#### Task description:
Find every line in the records below that holds the word "Generate", and copy it out.

============================================================

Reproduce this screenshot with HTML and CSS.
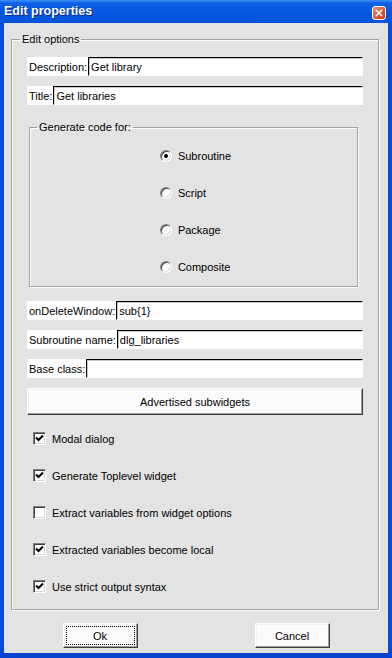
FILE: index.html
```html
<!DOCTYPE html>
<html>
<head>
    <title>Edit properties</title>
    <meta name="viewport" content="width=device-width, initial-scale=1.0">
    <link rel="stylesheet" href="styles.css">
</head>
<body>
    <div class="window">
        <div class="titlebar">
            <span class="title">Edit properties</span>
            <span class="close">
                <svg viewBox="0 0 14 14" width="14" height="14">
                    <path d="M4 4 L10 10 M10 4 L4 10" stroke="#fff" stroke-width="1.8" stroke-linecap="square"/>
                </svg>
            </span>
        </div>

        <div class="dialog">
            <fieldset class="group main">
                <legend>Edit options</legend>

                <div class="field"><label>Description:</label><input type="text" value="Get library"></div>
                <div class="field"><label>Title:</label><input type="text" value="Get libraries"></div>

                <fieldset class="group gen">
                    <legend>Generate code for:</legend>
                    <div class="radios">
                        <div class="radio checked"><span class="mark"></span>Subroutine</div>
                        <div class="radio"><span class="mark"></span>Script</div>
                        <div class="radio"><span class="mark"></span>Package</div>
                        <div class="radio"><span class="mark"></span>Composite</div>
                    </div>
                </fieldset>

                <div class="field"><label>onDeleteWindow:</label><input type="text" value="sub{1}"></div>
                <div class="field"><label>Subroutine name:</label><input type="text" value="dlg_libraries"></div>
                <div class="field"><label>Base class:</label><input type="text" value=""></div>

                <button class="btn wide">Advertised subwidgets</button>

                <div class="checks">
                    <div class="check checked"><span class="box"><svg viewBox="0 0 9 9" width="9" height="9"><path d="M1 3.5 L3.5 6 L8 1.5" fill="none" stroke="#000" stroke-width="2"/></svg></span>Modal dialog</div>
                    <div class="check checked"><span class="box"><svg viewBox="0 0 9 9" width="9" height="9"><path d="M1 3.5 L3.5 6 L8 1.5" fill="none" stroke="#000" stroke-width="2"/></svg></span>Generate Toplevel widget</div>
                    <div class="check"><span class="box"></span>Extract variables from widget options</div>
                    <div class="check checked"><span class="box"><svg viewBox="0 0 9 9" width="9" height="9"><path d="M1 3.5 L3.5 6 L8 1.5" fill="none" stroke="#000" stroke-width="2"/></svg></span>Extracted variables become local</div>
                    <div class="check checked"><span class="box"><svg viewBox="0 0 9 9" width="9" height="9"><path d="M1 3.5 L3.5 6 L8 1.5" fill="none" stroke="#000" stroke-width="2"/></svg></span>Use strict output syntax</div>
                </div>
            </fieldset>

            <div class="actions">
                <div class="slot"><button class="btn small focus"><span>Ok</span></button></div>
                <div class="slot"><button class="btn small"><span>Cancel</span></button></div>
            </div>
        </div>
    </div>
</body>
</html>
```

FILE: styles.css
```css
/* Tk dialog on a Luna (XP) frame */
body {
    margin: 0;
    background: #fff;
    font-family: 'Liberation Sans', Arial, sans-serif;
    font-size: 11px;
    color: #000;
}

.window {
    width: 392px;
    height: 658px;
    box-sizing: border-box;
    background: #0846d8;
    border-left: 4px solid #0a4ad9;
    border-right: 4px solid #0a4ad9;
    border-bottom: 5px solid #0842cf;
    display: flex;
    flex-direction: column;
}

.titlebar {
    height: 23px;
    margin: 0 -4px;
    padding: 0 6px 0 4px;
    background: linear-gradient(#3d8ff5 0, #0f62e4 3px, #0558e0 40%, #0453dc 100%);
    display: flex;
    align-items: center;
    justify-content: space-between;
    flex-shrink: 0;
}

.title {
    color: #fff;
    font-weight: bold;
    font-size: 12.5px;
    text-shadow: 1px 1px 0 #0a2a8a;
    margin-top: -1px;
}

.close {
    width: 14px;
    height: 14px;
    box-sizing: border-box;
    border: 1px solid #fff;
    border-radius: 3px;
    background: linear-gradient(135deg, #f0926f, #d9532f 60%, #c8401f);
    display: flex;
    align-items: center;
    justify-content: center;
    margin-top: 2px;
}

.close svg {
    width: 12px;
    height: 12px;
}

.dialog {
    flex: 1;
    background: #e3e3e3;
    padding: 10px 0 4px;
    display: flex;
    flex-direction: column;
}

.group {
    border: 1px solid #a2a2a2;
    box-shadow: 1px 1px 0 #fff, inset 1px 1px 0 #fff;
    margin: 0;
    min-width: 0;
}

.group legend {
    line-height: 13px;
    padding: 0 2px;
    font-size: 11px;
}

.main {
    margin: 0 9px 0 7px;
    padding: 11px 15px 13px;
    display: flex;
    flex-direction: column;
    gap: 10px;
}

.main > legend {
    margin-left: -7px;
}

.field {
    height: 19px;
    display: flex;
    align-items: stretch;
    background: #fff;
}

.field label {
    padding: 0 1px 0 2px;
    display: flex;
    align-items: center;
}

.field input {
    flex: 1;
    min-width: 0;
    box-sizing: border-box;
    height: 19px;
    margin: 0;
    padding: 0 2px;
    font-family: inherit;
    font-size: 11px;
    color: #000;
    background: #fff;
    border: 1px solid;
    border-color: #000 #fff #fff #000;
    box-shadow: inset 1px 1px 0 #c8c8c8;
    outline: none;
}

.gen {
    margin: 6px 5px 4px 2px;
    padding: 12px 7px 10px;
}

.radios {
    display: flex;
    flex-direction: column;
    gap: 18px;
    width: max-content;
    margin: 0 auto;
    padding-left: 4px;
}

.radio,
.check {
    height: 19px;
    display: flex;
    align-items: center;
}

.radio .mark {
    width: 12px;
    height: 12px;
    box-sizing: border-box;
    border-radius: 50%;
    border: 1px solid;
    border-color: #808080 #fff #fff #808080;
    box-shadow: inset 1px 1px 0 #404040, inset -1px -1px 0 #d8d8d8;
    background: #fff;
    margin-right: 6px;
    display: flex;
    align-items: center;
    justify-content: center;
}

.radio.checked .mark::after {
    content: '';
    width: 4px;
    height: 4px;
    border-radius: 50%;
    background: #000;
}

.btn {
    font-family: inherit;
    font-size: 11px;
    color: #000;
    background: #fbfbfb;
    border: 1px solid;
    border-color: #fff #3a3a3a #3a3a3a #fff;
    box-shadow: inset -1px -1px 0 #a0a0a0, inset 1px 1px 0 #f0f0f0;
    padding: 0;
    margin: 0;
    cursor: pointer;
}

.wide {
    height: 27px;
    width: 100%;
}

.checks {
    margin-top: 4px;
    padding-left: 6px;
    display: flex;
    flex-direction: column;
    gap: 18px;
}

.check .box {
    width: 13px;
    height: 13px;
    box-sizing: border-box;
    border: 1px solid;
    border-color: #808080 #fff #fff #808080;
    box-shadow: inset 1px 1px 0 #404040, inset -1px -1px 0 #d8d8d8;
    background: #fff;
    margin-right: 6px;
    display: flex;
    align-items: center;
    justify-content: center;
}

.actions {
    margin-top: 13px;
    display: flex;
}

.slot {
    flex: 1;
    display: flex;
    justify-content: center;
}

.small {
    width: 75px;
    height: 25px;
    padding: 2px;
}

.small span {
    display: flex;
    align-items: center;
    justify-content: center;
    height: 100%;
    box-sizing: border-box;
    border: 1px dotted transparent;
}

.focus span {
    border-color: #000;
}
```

============================================================

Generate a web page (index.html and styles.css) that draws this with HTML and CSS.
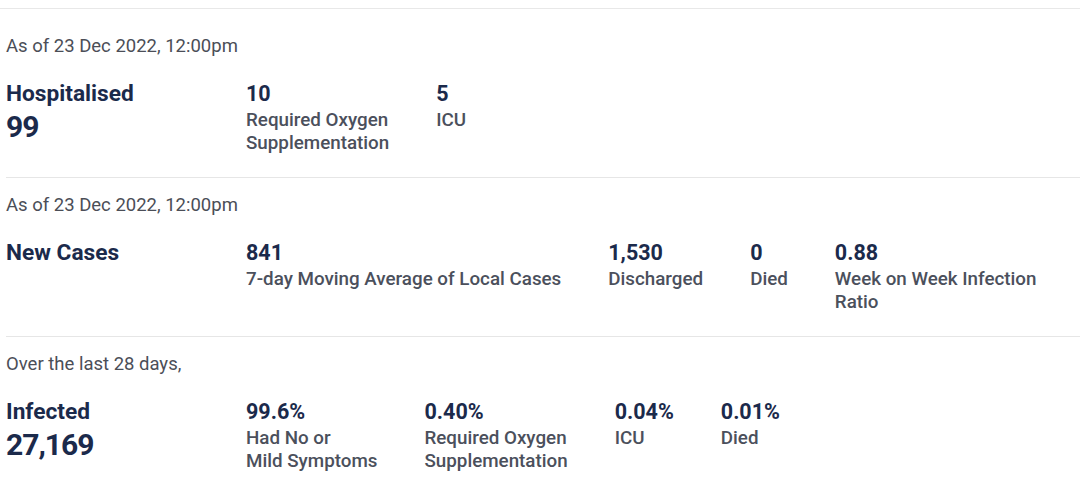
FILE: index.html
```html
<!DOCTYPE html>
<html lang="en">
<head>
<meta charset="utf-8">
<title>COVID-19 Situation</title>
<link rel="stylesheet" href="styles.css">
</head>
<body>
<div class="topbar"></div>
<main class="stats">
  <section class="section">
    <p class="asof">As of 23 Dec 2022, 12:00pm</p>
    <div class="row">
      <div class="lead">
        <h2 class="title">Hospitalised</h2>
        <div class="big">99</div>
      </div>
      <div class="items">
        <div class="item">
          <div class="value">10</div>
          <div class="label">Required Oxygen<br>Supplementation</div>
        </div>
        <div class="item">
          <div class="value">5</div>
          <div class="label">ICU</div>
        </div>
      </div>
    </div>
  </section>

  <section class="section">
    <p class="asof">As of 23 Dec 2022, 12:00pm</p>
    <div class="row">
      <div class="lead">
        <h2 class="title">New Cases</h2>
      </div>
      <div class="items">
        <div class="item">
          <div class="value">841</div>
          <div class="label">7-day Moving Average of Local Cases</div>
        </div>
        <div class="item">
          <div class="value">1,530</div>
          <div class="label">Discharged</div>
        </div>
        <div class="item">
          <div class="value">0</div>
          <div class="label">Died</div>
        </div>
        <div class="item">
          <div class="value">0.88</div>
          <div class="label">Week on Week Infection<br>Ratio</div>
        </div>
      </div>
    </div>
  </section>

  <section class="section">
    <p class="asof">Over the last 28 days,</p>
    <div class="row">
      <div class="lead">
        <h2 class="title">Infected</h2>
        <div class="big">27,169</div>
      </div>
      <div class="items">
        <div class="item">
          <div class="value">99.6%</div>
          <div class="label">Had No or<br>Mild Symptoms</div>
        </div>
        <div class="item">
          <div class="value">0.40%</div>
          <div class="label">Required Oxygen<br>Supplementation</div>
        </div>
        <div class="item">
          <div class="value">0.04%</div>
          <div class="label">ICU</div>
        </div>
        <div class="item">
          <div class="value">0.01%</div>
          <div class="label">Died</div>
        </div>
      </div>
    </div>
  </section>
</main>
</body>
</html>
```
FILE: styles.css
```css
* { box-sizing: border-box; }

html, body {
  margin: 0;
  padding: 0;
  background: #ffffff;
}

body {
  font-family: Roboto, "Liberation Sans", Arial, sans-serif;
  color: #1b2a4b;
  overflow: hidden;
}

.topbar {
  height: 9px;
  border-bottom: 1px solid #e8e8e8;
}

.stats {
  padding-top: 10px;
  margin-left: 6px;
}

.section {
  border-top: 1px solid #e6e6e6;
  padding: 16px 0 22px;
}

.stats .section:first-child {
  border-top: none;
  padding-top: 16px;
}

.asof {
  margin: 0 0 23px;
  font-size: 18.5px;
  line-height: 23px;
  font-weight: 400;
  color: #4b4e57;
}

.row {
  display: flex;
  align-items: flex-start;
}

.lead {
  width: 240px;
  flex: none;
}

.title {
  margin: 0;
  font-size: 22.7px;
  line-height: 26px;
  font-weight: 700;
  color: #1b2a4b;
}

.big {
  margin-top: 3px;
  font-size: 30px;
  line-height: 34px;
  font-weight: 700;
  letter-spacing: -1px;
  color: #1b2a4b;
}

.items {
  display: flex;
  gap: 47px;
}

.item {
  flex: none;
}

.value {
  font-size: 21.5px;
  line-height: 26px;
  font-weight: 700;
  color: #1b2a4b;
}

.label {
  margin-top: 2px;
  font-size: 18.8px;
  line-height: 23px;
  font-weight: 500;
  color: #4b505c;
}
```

============================================================

#### Final result:
                    <legend>Generate code for:</legend>
                    <div class="check checked"><span class="box"><svg viewBox="0 0 9 9" width="9" height="9"><path d="M1 3.5 L3.5 6 L8 1.5" fill="none" stroke="#000" stroke-width="2"/></svg></span>Generate Toplevel widget</div>
Generate a web page (index.html and styles.css) that draws this with HTML and CSS.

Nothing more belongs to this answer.